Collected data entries
+ + + + + + +

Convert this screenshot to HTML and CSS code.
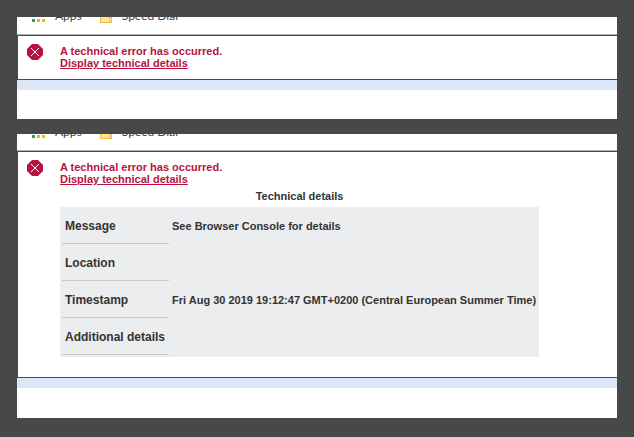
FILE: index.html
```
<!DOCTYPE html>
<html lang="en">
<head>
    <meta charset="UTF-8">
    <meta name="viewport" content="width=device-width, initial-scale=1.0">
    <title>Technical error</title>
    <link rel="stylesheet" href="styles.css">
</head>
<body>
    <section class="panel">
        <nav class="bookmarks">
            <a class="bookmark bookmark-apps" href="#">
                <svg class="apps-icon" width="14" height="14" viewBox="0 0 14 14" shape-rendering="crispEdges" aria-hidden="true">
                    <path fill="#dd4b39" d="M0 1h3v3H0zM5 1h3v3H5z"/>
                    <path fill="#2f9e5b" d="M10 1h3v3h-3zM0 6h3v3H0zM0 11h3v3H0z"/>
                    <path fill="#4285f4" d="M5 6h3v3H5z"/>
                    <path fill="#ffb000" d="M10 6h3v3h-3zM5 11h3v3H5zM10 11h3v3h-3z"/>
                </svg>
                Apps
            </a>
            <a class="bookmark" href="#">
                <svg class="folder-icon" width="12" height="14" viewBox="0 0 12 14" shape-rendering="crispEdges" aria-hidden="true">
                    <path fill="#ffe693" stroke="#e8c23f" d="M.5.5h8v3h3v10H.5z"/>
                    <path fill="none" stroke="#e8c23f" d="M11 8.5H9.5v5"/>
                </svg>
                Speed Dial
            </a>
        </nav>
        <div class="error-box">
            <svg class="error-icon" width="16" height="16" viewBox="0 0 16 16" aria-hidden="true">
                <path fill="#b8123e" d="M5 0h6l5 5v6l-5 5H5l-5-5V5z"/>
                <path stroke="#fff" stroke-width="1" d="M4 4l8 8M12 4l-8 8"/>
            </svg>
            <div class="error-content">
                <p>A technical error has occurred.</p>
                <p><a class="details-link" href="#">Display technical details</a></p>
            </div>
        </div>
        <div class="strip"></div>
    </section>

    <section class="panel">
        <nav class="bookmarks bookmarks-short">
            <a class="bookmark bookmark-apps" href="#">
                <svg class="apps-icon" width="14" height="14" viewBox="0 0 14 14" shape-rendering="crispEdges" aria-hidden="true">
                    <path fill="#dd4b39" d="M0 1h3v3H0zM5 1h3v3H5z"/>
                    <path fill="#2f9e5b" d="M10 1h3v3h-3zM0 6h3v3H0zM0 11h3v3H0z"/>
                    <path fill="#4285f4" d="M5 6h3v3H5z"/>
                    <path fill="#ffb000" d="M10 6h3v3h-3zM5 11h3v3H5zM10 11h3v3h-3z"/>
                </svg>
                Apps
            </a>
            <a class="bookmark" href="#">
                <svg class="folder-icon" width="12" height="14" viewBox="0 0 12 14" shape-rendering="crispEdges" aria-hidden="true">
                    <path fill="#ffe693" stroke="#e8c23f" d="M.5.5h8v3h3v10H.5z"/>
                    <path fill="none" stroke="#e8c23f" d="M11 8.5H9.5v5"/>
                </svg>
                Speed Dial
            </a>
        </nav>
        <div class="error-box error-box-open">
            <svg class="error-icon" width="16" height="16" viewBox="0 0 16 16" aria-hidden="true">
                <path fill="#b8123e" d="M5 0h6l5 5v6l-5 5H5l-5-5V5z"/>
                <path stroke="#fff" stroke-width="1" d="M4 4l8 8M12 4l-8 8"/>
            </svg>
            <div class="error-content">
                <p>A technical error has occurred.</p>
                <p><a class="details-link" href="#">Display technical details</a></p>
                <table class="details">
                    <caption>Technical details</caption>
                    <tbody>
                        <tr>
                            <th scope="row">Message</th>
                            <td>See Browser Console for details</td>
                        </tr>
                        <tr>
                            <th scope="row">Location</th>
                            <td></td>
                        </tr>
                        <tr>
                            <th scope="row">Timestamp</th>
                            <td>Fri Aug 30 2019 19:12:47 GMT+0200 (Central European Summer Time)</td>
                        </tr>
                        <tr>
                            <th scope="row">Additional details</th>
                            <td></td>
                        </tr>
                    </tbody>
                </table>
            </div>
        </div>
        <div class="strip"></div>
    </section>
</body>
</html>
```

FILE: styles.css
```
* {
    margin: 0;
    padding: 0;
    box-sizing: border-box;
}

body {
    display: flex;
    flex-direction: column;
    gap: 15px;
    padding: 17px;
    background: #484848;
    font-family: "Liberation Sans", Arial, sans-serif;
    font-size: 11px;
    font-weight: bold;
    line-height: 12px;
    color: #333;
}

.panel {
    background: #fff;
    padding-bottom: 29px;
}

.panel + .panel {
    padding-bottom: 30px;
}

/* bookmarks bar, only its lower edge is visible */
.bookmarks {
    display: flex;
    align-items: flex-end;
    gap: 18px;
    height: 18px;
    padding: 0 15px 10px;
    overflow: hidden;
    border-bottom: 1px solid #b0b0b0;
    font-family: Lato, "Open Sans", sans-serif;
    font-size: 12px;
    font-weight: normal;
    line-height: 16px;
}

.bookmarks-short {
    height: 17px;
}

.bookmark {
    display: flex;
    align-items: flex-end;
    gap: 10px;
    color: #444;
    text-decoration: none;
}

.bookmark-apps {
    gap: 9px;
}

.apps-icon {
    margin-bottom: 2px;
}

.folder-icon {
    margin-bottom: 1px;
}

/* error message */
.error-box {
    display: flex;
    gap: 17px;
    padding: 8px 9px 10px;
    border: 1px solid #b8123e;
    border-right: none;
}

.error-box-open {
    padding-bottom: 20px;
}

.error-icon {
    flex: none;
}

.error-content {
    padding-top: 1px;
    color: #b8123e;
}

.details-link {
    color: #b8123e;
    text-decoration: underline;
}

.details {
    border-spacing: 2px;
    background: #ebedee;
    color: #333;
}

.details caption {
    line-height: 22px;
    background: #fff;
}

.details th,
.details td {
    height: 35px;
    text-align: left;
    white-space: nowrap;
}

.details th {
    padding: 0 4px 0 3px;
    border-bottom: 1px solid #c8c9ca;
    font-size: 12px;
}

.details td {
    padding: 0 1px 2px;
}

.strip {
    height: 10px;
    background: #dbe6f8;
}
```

+ + + + + + +

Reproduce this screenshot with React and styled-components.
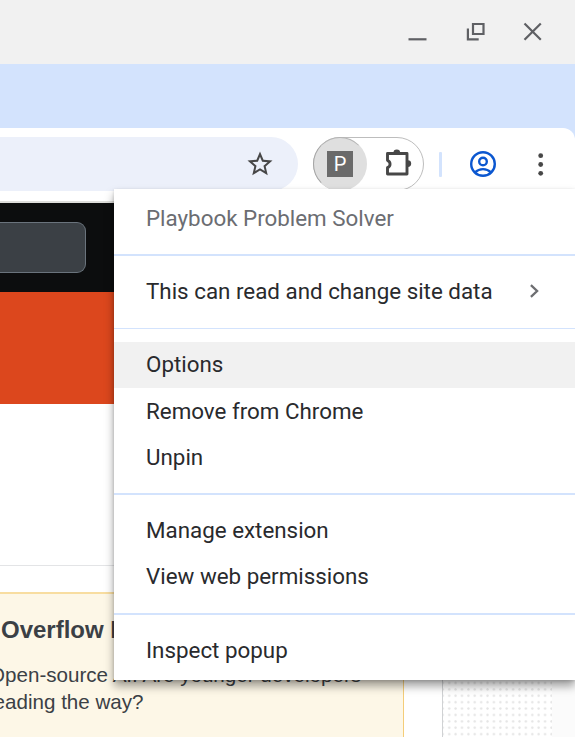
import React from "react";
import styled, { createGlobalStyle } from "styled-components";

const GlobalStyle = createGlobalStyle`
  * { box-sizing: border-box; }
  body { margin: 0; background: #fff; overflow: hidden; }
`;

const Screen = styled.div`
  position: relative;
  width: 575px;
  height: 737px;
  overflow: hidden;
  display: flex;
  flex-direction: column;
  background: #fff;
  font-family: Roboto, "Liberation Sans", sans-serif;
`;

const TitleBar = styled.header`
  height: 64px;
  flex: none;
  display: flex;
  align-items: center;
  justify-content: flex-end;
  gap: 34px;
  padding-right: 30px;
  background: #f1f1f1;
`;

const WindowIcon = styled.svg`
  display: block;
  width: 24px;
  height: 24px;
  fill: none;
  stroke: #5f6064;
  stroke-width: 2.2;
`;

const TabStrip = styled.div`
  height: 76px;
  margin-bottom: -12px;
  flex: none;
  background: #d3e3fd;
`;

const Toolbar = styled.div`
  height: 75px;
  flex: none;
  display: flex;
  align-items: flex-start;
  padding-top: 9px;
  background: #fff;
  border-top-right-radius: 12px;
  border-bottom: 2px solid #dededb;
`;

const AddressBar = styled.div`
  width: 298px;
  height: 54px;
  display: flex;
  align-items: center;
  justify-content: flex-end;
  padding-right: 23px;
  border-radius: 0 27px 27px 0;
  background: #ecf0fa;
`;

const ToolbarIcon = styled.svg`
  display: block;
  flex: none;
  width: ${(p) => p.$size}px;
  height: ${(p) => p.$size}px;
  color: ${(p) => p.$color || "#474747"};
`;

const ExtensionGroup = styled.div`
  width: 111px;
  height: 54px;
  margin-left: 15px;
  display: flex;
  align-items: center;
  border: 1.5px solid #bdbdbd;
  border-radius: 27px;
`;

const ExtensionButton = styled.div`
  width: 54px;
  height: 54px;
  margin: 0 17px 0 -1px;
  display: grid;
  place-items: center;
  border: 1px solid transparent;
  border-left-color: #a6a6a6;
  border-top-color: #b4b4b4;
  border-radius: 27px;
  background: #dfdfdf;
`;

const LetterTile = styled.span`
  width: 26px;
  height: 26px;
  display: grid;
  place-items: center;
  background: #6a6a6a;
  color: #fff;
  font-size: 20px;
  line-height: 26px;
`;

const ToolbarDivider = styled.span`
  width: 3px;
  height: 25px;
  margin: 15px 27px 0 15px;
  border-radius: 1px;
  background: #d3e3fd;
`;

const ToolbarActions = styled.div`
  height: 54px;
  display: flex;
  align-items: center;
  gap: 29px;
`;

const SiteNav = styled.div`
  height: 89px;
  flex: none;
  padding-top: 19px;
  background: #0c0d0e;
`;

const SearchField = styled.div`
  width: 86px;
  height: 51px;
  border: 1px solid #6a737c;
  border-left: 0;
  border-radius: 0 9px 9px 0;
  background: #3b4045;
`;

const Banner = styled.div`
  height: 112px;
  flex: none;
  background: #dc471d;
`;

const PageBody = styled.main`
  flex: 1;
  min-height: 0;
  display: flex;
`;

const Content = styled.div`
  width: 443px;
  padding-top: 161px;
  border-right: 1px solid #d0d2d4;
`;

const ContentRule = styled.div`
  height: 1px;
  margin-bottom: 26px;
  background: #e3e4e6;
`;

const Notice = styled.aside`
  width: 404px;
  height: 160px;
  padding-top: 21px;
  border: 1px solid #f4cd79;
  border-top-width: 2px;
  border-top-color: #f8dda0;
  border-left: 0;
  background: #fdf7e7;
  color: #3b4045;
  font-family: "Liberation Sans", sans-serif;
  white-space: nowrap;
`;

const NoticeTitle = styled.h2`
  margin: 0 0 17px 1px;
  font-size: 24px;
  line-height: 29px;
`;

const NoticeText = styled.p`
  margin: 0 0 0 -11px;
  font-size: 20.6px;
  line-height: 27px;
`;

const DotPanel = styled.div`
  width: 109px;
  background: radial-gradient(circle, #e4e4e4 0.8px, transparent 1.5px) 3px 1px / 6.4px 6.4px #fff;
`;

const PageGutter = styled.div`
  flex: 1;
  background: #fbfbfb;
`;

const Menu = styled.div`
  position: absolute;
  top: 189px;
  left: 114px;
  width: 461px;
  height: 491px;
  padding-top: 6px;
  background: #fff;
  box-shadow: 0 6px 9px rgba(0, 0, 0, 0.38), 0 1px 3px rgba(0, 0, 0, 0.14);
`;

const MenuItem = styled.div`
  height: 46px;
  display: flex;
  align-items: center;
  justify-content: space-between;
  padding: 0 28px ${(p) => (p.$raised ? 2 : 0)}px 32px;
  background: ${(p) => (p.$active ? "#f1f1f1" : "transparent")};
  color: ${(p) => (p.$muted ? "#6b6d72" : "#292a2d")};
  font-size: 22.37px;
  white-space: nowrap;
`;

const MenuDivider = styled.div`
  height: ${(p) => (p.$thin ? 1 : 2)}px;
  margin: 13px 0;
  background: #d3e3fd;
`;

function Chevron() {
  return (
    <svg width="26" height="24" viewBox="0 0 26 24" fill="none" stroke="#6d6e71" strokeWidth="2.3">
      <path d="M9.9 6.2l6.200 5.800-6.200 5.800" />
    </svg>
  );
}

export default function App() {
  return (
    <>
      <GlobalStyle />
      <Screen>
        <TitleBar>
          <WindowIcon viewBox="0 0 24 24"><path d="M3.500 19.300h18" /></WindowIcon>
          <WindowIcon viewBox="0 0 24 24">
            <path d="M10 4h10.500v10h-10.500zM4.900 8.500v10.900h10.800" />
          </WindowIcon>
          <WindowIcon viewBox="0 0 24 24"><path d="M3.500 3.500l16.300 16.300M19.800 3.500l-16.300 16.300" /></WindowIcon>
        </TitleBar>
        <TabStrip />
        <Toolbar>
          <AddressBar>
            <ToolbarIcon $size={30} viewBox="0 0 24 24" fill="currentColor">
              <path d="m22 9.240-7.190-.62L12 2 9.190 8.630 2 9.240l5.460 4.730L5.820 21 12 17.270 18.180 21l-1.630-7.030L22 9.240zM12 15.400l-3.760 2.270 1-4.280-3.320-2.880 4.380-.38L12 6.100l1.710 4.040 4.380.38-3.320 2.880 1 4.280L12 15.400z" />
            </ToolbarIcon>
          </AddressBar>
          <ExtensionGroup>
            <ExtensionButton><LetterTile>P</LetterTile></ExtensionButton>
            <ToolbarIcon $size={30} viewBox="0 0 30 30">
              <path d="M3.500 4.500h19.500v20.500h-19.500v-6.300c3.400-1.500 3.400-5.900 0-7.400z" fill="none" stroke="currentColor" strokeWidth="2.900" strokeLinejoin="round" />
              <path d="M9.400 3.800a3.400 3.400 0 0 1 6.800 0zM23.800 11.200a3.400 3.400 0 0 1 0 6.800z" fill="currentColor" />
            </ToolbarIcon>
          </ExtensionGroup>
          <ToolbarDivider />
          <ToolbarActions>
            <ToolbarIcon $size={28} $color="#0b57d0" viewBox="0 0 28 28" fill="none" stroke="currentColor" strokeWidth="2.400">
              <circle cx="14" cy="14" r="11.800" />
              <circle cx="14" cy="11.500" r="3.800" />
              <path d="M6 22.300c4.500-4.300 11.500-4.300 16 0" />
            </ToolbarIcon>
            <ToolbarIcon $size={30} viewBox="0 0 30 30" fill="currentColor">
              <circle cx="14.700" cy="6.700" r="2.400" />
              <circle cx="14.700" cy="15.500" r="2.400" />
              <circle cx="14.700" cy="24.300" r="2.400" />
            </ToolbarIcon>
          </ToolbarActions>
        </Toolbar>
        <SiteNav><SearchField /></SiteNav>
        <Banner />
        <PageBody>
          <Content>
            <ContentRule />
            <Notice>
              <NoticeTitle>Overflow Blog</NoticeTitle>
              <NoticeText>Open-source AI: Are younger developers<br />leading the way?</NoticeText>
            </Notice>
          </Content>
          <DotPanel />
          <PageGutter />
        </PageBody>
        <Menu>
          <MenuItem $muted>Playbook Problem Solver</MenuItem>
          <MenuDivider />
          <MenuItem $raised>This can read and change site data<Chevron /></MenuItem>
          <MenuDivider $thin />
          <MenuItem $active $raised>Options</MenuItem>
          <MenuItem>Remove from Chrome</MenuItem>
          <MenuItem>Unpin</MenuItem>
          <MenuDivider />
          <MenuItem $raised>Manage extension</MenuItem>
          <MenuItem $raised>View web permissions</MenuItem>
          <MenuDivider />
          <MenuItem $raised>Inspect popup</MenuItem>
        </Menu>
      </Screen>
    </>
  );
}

+ + + + + + +

For the listing above, identify each line bearing "React".

Reproduce this screenshot with React and styled-components.
import React from "react";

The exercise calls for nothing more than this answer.